MODERN DAY TALL TALES: Even if you never went fishing, we all have a fish story to tell. The one that got away or even the minion swimming in kid’s aquarium that was HUGE! Tall tales can be an event that took place on any given day in your life.  One of mine entitled “No U-Turn” tells the story of making an illegal U-turn one day on my way to work.   A cop stopped me and asked! I replied-BECAUSE THE SIGN SAID SO – officer  — (cop) Oh – Really – (me) Yes – I wanted to go straight and the sign said “ No .. U … Turn”.  When the cop decided to call for backup with a straight jacket, I had to confess that I was just a Toastmaster practicing my pauses and got a bit carried away – – which she was getting ready to do to me literally. Would you believe, she did not give me a ticket?  What a nice cop.  (Exaggerate!  Exaggerate!  Exaggerate! …That is the key)

Hell’s Paradise was another about companies that were dominating the software market in the eighties and nineties.  Now I do not want to name names but I am sure you too will get my drift even if you were not around back then.
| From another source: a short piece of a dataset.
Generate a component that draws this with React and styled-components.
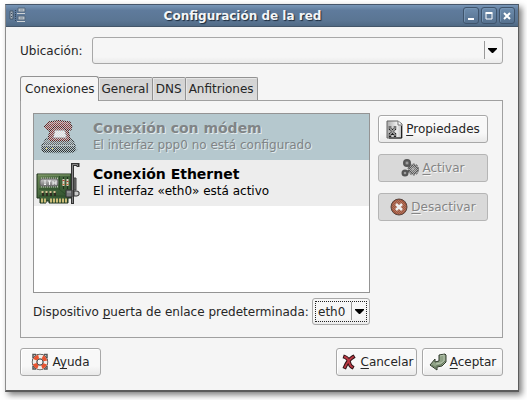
import React from "react";
import styled, { createGlobalStyle, css } from "styled-components";

const Global = createGlobalStyle`
  * { box-sizing: border-box; }
  body { margin: 0; background: #fff; color: #262626; font: 12px/16px "DejaVu Sans", sans-serif; }
  button, select { font: inherit; color: inherit; margin: 0; }
  u { text-underline-offset: 2px; text-decoration-skip-ink: none; text-decoration-thickness: 1px; }
`;

const Page = styled.div`padding: 4px 8px 8px 5px;`;

const Window = styled.main`
  border: 1px solid #888;
  border-color: #46566a #5c5c5c #5c5c5c #8c8c8c;
  border-bottom-width: 2px;
  background: #f5f5f5;
  box-shadow: 3px 3px 6px rgba(0, 0, 0, 0.5);
`;

const TitleBar = styled.header`
  display: grid;
  grid-template-columns: 17px 1fr 56px;
  align-items: center;
  height: 22px;
  padding: 0 3px;
  border-bottom: 1px solid #44566a;
  background: linear-gradient(#7896b7, #5f7b9c 25%, #5a7593 75%, #506a85);
`;

const Title = styled.h1`
  margin: 0;
  text-align: center;
  font-size: 12px;
  line-height: 20px;
  color: #f4f6f8;
  text-shadow: 1px 1px 1px #1c2a3a;
`;

const WindowControls = styled.div`
  display: flex;
  justify-content: flex-end;
  gap: 2px;
`;

const WindowButton = styled.button`
  display: flex;
  width: 16px;
  height: 17px;
  padding: 0;
  align-items: center;
  justify-content: center;
  border: 1px solid #3f546c;
  border-radius: 3px;
  background: linear-gradient(#6d8cad, #56718f);
  box-shadow: inset 1px 1px 0 #7694b3;
`;

const Body = styled.div`padding: 10px 15px 14px 14px;`;

const LocationRow = styled.div`
  display: flex;
  align-items: center;
  gap: 9px;
  margin-bottom: 12px;
`;

const SelectBox = styled.span`
  position: relative;
  display: flex;
  height: 27px;
  ${(p) => (p.$grow ? "flex: 1;" : "width: 58px;")}
`;

const Select = styled.select`
  appearance: none;
  width: 100%;
  padding: 0 20px 0 5px;
  border: 1px solid #a8a8a8;
  border-radius: 3px;
  background: linear-gradient(#f6f6f6 75%, #ebebeb);
  outline: ${(p) => (p.$focused ? "1px dotted #222" : "none")};
  outline-offset: -4px;
`;

const SelectArrow = styled.svg`
  position: absolute;
  top: 4px;
  right: 3px;
  pointer-events: none;
`;

const Tabs = styled.div`
  display: flex;
  align-items: flex-end;
  height: 24px;
`;

const Tab = styled.button`
  height: 23px;
  padding: 0 3px;
  border: 1px solid #929292;
  border-bottom: 0;
  border-left-width: 0;
  border-radius: 0 2px 0 0;
  background: linear-gradient(#d2d2d2, #dcdcdc);
  box-shadow: inset 1px 1px 0 #e6e6e6;
  ${(p) => p.$active && css`
    position: relative;
    height: 25px;
    margin-bottom: -1px;
    padding: 0 3px 1px 4px;
    border-left-width: 1px;
    border-radius: 3px 3px 0 0;
    background: #f5f5f5;
    box-shadow: none;
  `}
`;

const Panel = styled.section`
  padding: 12px 14px 12px 12px;
  border: 1px solid #a0a0a0;
`;

const Columns = styled.div`
  display: flex;
  gap: 8px;
`;

const ConnectionColumn = styled.div`
  flex: 1;
  display: flex;
  flex-direction: column;
  gap: 5px;
`;

const ConnectionList = styled.ul`
  min-height: 180px;
  margin: 0;
  padding: 0;
  list-style: none;
  border: 1px solid #949494;
  background: #fff;
`;

const Connection = styled.li`
  display: flex;
  height: 46px;
  padding-left: 1px;
  gap: 12px;
  background: ${(p) => (p.$selected ? "#b5c8ce" : "#ededed")};
  color: ${(p) => (p.$selected ? "#808486" : "#000")};
  text-shadow: ${(p) => (p.$selected ? "1px 1px 0 #e2eaec" : "none")};
`;

const ConnectionText = styled.div`padding-top: 5px;`;

const ConnectionName = styled.strong`
  display: block;
  font-size: 14px;
  line-height: 19px;
`;

const ConnectionStatus = styled.span`
  display: block;
  line-height: 15px;
`;

const GatewayRow = styled.div`
  display: flex;
  align-items: center;
  justify-content: space-between;
  white-space: nowrap;
`;

const Actions = styled.div`
  display: flex;
  flex-direction: column;
  gap: 11px;
  width: 110px;
  padding-top: 2px;
`;

const Button = styled.button`
  display: flex;
  align-items: center;
  justify-content: center;
  gap: 3px;
  height: 28px;
  min-width: 81px;
  padding: 0;
  white-space: nowrap;
  border: 1px solid #a8a8a8;
  border-radius: 3px;
  background: linear-gradient(#f8f8f8 65%, #e9e9e9);
  box-shadow: inset 1px 1px 0 #fff;
  &:disabled {
    color: #858585;
    border-color: #b5b5b5;
    background: #d9d9d9;
    box-shadow: none;
    text-shadow: 1px 1px 0 #f5f5f5;
  }
`;

const Footer = styled.footer`
  display: flex;
  justify-content: space-between;
  margin-top: 10px;
`;

const FooterGroup = styled.div`
  display: flex;
  gap: 5px;
`;

const Arrow = () => (
  <SelectArrow width="16" height="19" aria-hidden="true">
    <path d="M.5 0V18" stroke="#999" />
    <path d="M4 7h9v1l-4 4h-1L4 8z" fill="#000" />
  </SelectArrow>
);

const NetworkIcon = () => (
  <svg width="17" height="17" viewBox="0 0 17 17" aria-hidden="true">
    <path d="M4 8h3M6.500 3v11" stroke="#33475c" strokeDasharray="1 1" />
    <path d="M1 4h3v8H1z" fill="#aab4be" stroke="#46586a" />
    <path d="M2 6h1v1H2zM2 9h1v1H2z" fill="#3d4d5f" />
    <path d="M9 1h7v4H9zM9 9h7v4H9z" fill="#b9c1c8" stroke="#53677c" />
    <path d="M8 6.500h8M8 14.500h8" stroke="#cdd2d6" />
    <path d="M11 3h3M11 11h3" stroke="#7d8c9b" />
  </svg>
);

const PhoneIcon = () => (
  <svg width="46" height="46" viewBox="0 0 46 46" aria-hidden="true">
    <defs>
      <pattern id="phoneDots" width="2" height="2" patternUnits="userSpaceOnUse">
        <path d="M0 0h1v1H0zM1 1h1v1H1z" fill="#b5c8ce" />
      </pattern>
      <linearGradient id="phoneBase" x2="0" y2="1">
        <stop stopColor="#999" /><stop offset=".5" stopColor="#555" /><stop offset="1" stopColor="#2a2a2a" />
      </linearGradient>
    </defs>
    <ellipse cx="25" cy="36" rx="18" ry="4" fill="#8aa0a6" opacity=".6" />
    <path d="M11 25h26l3 6v6l-2 1H8l-1-1v-6z" fill="url(#phoneBase)" stroke="#222" />
    <path d="M8 31.500h31" stroke="#b0b0b0" />
    <path d="M11 34.500h2M16 34.500h2" stroke="#e3cb3b" />
    <path d="M17 10h14l2 6 2 9-2 2H15l-2-2 2-9z" fill="#963532" stroke="#42100e" />
    <path d="M13 8q11-3 22 0l2 5-1 3h-5l-2-3H19l-2 3h-5l-3-3z" fill="#963532" stroke="#42100e" />
    <path d="M14 9.500q10-3 20 0" fill="none" stroke="#c4716c" />
    <path d="M20 16h10l2 8H18z" fill="#f7f4f4" stroke="#8c5b59" />
    <path d="M5 5h38v36H5z" fill="url(#phoneDots)" />
    <path d="M20 17h9l1 6H19z" fill="#e7e7e8" opacity=".7" />
  </svg>
);

const EthernetIcon = () => (
  <svg width="46" height="46" viewBox="0 0 46 46" aria-hidden="true">
    <defs>
      <linearGradient id="boardGreen" x2="1" y2="1">
        <stop stopColor="#6e8a58" /><stop offset=".45" stopColor="#43653c" /><stop offset="1" stopColor="#2d4c2c" />
      </linearGradient>
      <linearGradient id="chipMetal" x2="0" y2="1">
        <stop stopColor="#c6c6c6" /><stop offset="1" stopColor="#777" />
      </linearGradient>
    </defs>
    <path d="M2 14h34v24h-3v5H14v-2h-3v2H5v-5H2z" fill="url(#boardGreen)" stroke="#1c301b" />
    <path d="M3 15h32" stroke="#86a06f" />
    <path d="M4 36h30M24.500 16v13M4 29h20l6 5" stroke="#2c4c28" fill="none" />
    <path d="M6 18.500h17M6 26.500h17" stroke="#bbc1b6" strokeWidth="2" strokeDasharray="1 1" />
    <rect x="5" y="19" width="18" height="7" rx="2" fill="url(#chipMetal)" stroke="#666" />
    <path d="M9 21h2M9 23h2M9 24.500h2M13 21h3M14.500 21v4M18 21v4M21 21v4M18 23h3" stroke="#f2f2f2" fill="none" />
    <path d="M28.500 17v12M32.500 17v12" stroke="#1f331e" />
    <path d="M28.500 19v7M32.500 19v7" stroke="#d9d2c0" strokeWidth="2" />
    <path d="M27.500 20.500h2M31.500 21.500h2" stroke="#a9402f" />
    <path d="M27.500 24.500h2M31.500 24.500h2" stroke="#c76b3b" />
    <path d="M8 32v4M12 32v4M16 32v4M20 32v4" stroke="#302d20" strokeWidth="2" />
    <path d="M6.500 32h2M10.500 32h2M14.500 32h2M18.500 32h2" stroke="#d6c294" strokeWidth="2" />
    <path d="M6 40.500h5M15 40.500h17" stroke="#cbbb78" strokeWidth="4" strokeDasharray="2 1" />
    <path d="M37.500 44V4.500h5.500V7" fill="none" stroke="#333" strokeWidth="3" />
    <path d="M37.500 43V4.500h5V6" fill="none" stroke="#858585" />
    <path d="M39 18h2v12h-2z" fill="#777" stroke="#404040" />
    <path d="M31 30h6v7h-6z" fill="#77797c" stroke="#303030" />
    <path d="M39 31h3l2 1v3l-2 1h-3z" fill="#c9c9c9" stroke="#303030" />
    <path d="M32 32h4" stroke="#a8a8a8" />
  </svg>
);

const PropertiesIcon = () => (
  <svg width="17" height="19" viewBox="0 0 17 19" aria-hidden="true">
    <defs><linearGradient id="sheet"><stop stopColor="#aaa" /><stop offset=".65" stopColor="#eee" /><stop offset="1" stopColor="#bbb" /></linearGradient></defs>
    <path d="M1 1h11l4 3v14H1z" fill="url(#sheet)" stroke="#656565" />
    <path d="M12 1v4h4" fill="#fff" stroke="#777" />
    <path d="M15.500 6v12H3" fill="none" stroke="#222" />
    <path d="M4 6v3l2 1v3l-2 1v3M9 6v3l-2 1v3l2 1v3" fill="none" stroke="#222" strokeWidth="2.400" />
    <path d="M4 6v3l2 1v3l-2 1v2M9 6v3l-2 1v3l2 1v2" fill="none" stroke="#eee" strokeWidth=".8" />
  </svg>
);

const GearsIcon = () => (
  <svg width="18" height="18" viewBox="0 0 18 18" aria-hidden="true">
    <defs>
      <pattern id="gearDots" width="2" height="2" patternUnits="userSpaceOnUse">
        <path d="M0 0h1v1H0zM1 1h1v1H1z" fill="#b0b0b0" />
      </pattern>
    </defs>
    <path d="M6 5l6 5-8 4" stroke="#555" fill="none" strokeWidth="2" />
    <g fill="#777" stroke="#555" strokeWidth="2">
      <circle cx="6" cy="4" r="3" /><circle cx="12.500" cy="10.500" r="4" /><circle cx="4" cy="14" r="2.500" />
    </g>
    <circle cx="12.500" cy="10.500" r="5.500" fill="none" stroke="#555" strokeDasharray="2 1.500" />
    <circle cx="12.500" cy="10.500" r="4.500" fill="url(#gearDots)" />
    <path d="M5 4h2M3 14h2M11 10h2" stroke="#c4c4c4" />
  </svg>
);

const StopIcon = () => (
  <svg width="18" height="18" viewBox="0 0 18 18" aria-hidden="true">
    <defs>
      <pattern id="stopDots" width="2" height="2" patternUnits="userSpaceOnUse"><path d="M0 0h1v1H0zM1 1h1v1H1z" fill="#bbb" /></pattern>
    </defs>
    <circle cx="9" cy="9" r="8" fill="#a45439" stroke="#574640" />
    <circle cx="9" cy="9" r="7" fill="url(#stopDots)" opacity=".35" />
    <path d="M6 6l6 6M12 6l-6 6" stroke="#eee" strokeWidth="2.500" />
  </svg>
);

const HelpIcon = () => (
  <svg width="18" height="18" viewBox="0 0 18 18" aria-hidden="true">
    <path d="M5 1.500H2V5M13 1.500h3V5M16 13v3h-3M5 16H2v-3" fill="none" stroke="#555" strokeWidth="1.500" />
    <circle cx="9" cy="9" r="5.500" fill="none" stroke="#404040" strokeWidth="5.500" />
    <circle cx="9" cy="9" r="5.500" fill="none" stroke="#f0eee9" strokeWidth="4" />
    <circle cx="9" cy="9" r="5.500" fill="none" stroke="#e8532f" strokeWidth="4" strokeDasharray="4.700 3.940" transform="rotate(20 9 9)" />
    <circle cx="9" cy="9" r="3" fill="#f4f4f4" stroke="#555" />
  </svg>
);

const CancelIcon = () => (
  <svg width="18" height="18" viewBox="0 0 18 18" aria-hidden="true">
    <path d="M5 4q3 1 4 5t3 5M13 4Q8 7 5 14" fill="none" stroke="#2e1214" strokeWidth="3.800" strokeLinecap="square" />
    <path d="M5 4q3 1 4 5t3 5M13 4Q8 7 5 14" fill="none" stroke="#bb3944" strokeWidth="1.900" strokeLinecap="square" />
  </svg>
);

const AcceptIcon = () => (
  <svg width="18" height="18" viewBox="0 0 18 18" aria-hidden="true">
    <path d="M10 2l6-1 1 1v7l-4 4-5 1v3l-7-5 5-6v3l4-1z" fill="#8fa286" stroke="#303b2c" />
    <path d="M11 3l4-1v6l-3 2-5 1" fill="none" stroke="#b5c3ad" />
    <path d="M3 12l4 3v-2l5-1 4-4" fill="none" stroke="#65785c" />
  </svg>
);

export default function App() {
  return (
    <>
      <Global />
      <Page>
        <Window>
          <TitleBar>
            <NetworkIcon />
            <Title>Configuración de la red</Title>
            <WindowControls>
              <WindowButton aria-label="Minimizar">
                <svg width="10" height="10"><path d="M2 8h6" stroke="#fff" strokeWidth="2" /></svg>
              </WindowButton>
              <WindowButton aria-label="Maximizar">
                <svg width="10" height="10"><path d="M2 2.500h6V8H2z" stroke="#fff" fill="none" /><path d="M1.500 2h7" stroke="#fff" strokeWidth="2" /></svg>
              </WindowButton>
              <WindowButton aria-label="Cerrar">
                <svg width="10" height="10"><path d="M2 2l6 6M8 2L2 8" stroke="#fff" strokeWidth="2" /></svg>
              </WindowButton>
            </WindowControls>
          </TitleBar>
          <Body>
            <LocationRow>
              <label htmlFor="location">Ubicación:</label>
              <SelectBox $grow>
                <Select id="location" defaultValue=""><option value=""></option></Select>
                <Arrow />
              </SelectBox>
            </LocationRow>
            <Tabs role="tablist">
              <Tab role="tab" aria-selected="true" $active>Conexiones</Tab>
              <Tab role="tab" aria-selected="false">General</Tab>
              <Tab role="tab" aria-selected="false">DNS</Tab>
              <Tab role="tab" aria-selected="false">Anfitriones</Tab>
            </Tabs>
            <Panel role="tabpanel">
              <Columns>
                <ConnectionColumn>
                  <ConnectionList>
                    <Connection $selected>
                      <PhoneIcon />
                      <ConnectionText>
                        <ConnectionName>Conexión con módem</ConnectionName>
                        <ConnectionStatus>El interfaz ppp0 no está configurado</ConnectionStatus>
                      </ConnectionText>
                    </Connection>
                    <Connection>
                      <EthernetIcon />
                      <ConnectionText>
                        <ConnectionName>Conexión Ethernet</ConnectionName>
                        <ConnectionStatus>El interfaz «eth0» está activo</ConnectionStatus>
                      </ConnectionText>
                    </Connection>
                  </ConnectionList>
                  <GatewayRow>
                    <label htmlFor="gateway">Dispositivo <u>p</u>uerta de enlace predeterminada:</label>
                    <SelectBox>
                      <Select id="gateway" defaultValue="eth0" $focused><option>eth0</option></Select>
                      <Arrow />
                    </SelectBox>
                  </GatewayRow>
                </ConnectionColumn>
                <Actions>
                  <Button><PropertiesIcon /><span><u>P</u>ropiedades</span></Button>
                  <Button disabled><GearsIcon /><span><u>A</u>ctivar</span></Button>
                  <Button disabled><StopIcon /><span><u>D</u>esactivar</span></Button>
                </Actions>
              </Columns>
            </Panel>
            <Footer>
              <Button><HelpIcon /><span>A<u>y</u>uda</span></Button>
              <FooterGroup>
                <Button><CancelIcon /><span><u>C</u>ancelar</span></Button>
                <Button><AcceptIcon /><span><u>A</u>ceptar</span></Button>
              </FooterGroup>
            </Footer>
          </Body>
        </Window>
      </Page>
    </>
  );
}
One of those companies was rotten to the core,  while the other’s view of the world was, in my opinion, a bit micro and soft.  On that premise, I built “Hells Paradise”.  Was I ever so wrong?  We all got googled by a company of ten, raised to the one-hundredth power. Go figure…  A play on words is also a good tall tale technique.

Look at your life and I am sure you will find many stories you can spin into a tall tale.  If you can get your audience to express that look that says – REALLY, NO. PERHAPS THAT’S IMPOSSIBLE; you are hitting your mark. Take your audience to the edge of the precipices and dare them to believe we are both going to jump but you must go first.  That is when you must give the moral of your story or leave them to figure out the “rest of the story” which is the life lesson we should take away from every Tall Tale.